## Begin Dataset entries

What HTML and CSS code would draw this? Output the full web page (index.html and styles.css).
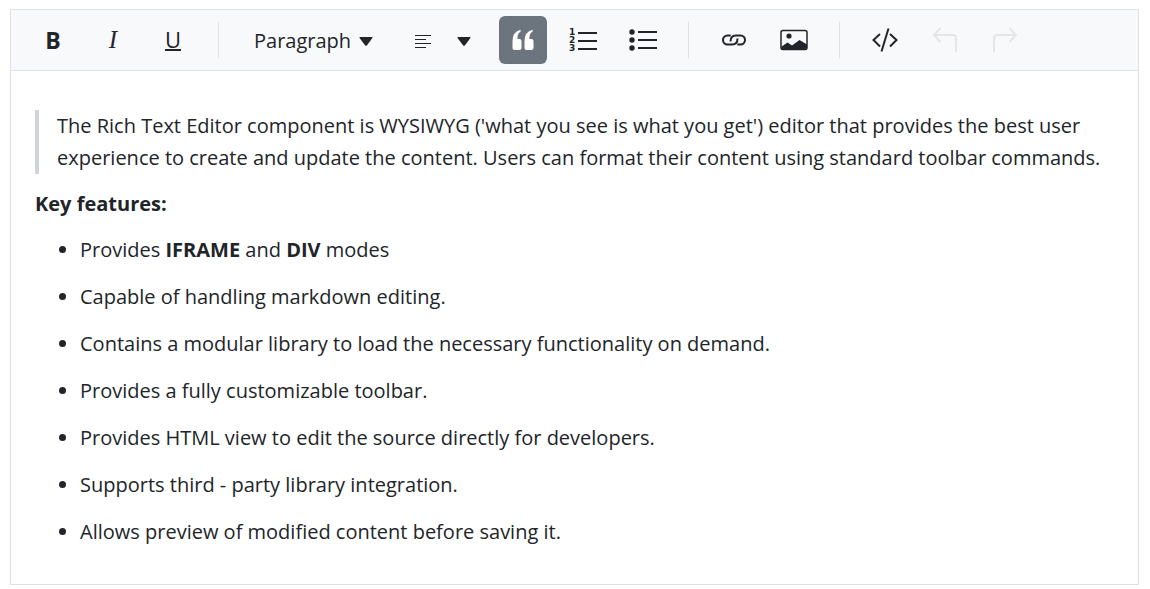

## End Dataset entries
## Begin Dataset entries

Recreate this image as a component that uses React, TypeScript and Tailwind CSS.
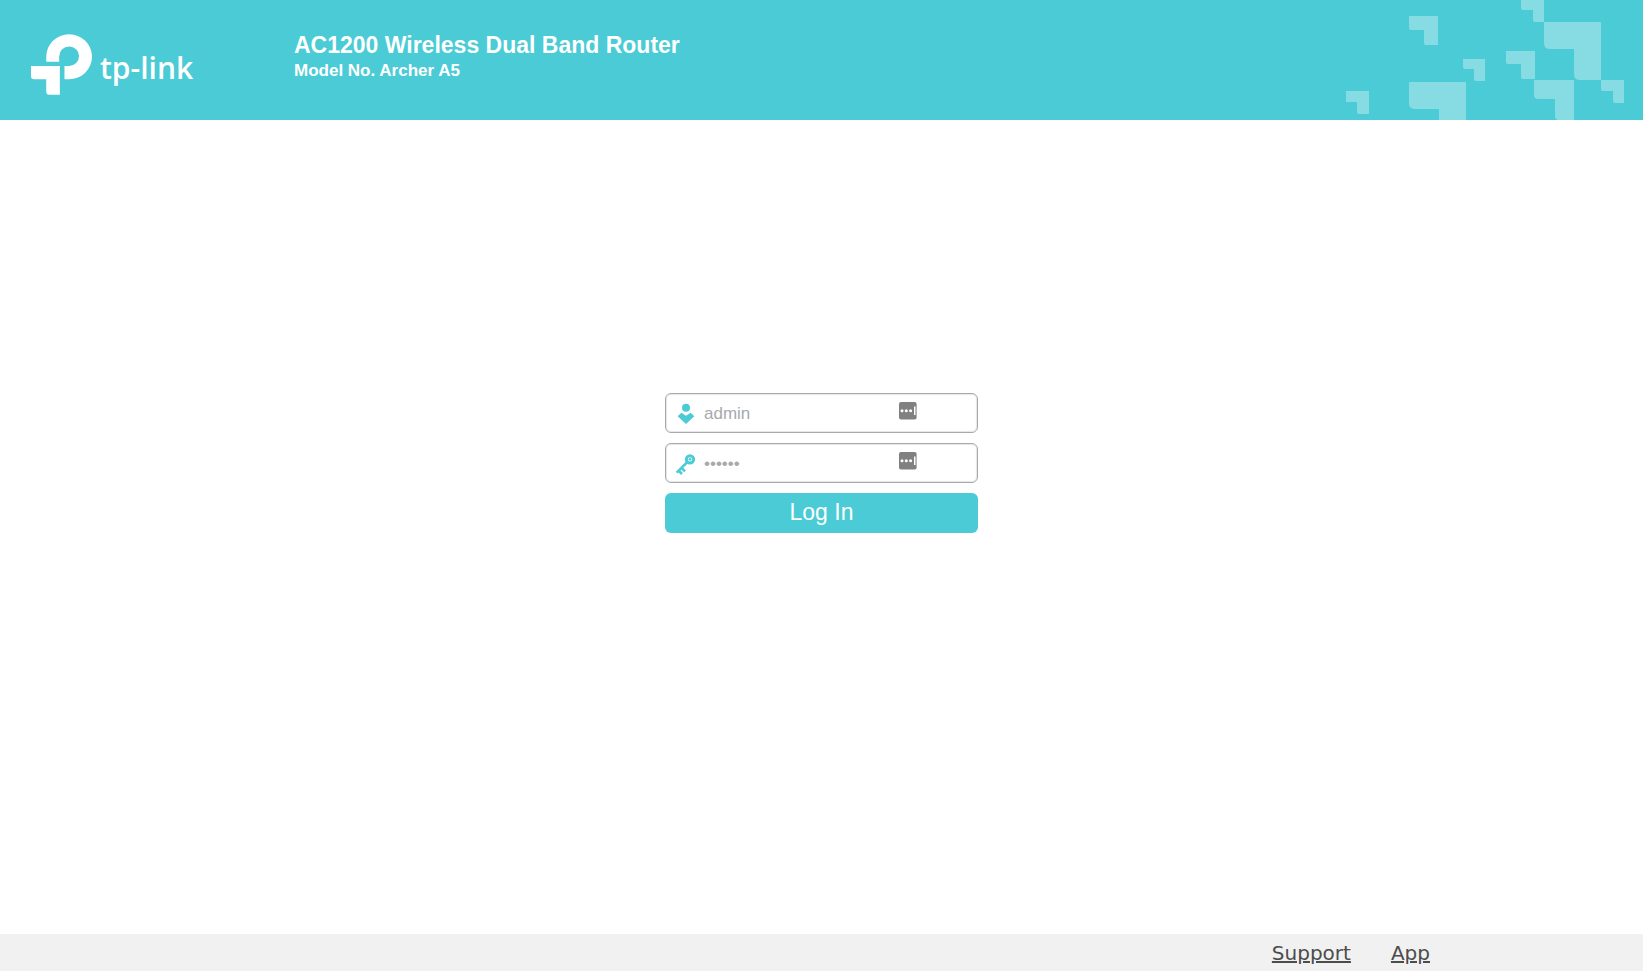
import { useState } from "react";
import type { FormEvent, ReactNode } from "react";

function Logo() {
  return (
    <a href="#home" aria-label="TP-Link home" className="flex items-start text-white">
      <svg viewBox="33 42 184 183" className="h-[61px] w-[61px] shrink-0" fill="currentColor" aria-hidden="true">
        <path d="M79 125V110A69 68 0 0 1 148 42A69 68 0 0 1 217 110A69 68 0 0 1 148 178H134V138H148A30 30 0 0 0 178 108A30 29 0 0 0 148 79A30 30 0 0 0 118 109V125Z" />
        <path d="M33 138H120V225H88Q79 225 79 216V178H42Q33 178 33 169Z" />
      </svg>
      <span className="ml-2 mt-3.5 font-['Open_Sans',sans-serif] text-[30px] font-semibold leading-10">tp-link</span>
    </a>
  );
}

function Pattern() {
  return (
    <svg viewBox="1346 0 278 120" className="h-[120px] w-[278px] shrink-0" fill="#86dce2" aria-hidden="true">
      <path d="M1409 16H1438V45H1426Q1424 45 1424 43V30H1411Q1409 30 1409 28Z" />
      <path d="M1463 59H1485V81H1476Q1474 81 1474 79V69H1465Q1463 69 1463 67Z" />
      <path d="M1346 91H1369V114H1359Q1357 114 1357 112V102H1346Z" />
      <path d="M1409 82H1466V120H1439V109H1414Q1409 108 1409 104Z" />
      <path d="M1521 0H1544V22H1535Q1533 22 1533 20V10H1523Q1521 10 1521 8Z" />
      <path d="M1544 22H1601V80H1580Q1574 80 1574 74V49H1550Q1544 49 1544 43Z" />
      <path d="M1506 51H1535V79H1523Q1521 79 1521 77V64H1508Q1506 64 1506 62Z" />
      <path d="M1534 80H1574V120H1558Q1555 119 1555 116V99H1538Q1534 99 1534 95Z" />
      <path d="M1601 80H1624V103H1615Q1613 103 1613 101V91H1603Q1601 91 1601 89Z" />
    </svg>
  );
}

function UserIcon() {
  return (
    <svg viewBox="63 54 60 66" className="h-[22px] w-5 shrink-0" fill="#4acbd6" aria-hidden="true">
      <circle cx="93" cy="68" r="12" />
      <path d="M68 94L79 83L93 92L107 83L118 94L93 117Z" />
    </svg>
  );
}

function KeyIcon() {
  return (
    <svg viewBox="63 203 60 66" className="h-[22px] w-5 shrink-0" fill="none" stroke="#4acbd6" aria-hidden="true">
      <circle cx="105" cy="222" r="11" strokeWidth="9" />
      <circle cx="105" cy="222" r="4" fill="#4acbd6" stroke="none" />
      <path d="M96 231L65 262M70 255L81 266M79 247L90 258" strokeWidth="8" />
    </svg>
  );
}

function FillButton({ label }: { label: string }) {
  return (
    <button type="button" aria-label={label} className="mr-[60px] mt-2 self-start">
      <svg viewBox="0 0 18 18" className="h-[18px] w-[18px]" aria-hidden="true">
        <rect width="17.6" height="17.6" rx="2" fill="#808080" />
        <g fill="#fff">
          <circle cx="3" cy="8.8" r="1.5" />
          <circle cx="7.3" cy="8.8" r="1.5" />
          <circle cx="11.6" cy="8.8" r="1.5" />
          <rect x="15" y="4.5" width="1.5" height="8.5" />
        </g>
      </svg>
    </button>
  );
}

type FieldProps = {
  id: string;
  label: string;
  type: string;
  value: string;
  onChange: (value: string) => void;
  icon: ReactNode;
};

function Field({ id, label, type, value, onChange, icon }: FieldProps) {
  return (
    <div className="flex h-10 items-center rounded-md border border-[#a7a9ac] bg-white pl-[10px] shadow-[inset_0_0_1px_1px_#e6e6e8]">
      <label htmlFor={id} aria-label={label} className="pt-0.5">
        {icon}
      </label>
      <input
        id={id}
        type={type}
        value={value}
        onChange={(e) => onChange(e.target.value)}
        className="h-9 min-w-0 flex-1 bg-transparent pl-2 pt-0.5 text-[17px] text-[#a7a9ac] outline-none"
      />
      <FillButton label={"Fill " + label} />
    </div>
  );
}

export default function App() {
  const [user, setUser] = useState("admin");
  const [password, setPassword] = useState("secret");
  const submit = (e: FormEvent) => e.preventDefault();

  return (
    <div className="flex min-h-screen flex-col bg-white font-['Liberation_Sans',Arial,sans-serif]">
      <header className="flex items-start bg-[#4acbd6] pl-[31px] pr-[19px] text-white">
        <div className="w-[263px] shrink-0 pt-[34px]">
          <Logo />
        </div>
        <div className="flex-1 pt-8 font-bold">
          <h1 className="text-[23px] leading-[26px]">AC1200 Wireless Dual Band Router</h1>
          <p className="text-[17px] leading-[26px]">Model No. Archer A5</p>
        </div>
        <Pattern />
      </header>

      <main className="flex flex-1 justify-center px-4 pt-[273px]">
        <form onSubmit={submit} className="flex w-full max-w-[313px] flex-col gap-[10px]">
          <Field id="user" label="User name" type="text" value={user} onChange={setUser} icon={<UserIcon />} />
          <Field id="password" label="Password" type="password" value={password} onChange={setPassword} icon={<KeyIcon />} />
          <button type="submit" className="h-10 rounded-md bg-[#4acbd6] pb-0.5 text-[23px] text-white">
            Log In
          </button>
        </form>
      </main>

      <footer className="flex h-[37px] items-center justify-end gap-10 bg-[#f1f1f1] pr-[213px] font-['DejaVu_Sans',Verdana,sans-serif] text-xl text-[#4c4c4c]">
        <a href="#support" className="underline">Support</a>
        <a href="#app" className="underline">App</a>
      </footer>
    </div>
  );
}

## End Dataset entries

Find the lines containing "full" and list every one of them.

What HTML and CSS code would draw this? Output the full web page (index.html and styles.css).
        <form onSubmit={submit} className="flex w-full max-w-[313px] flex-col gap-[10px]">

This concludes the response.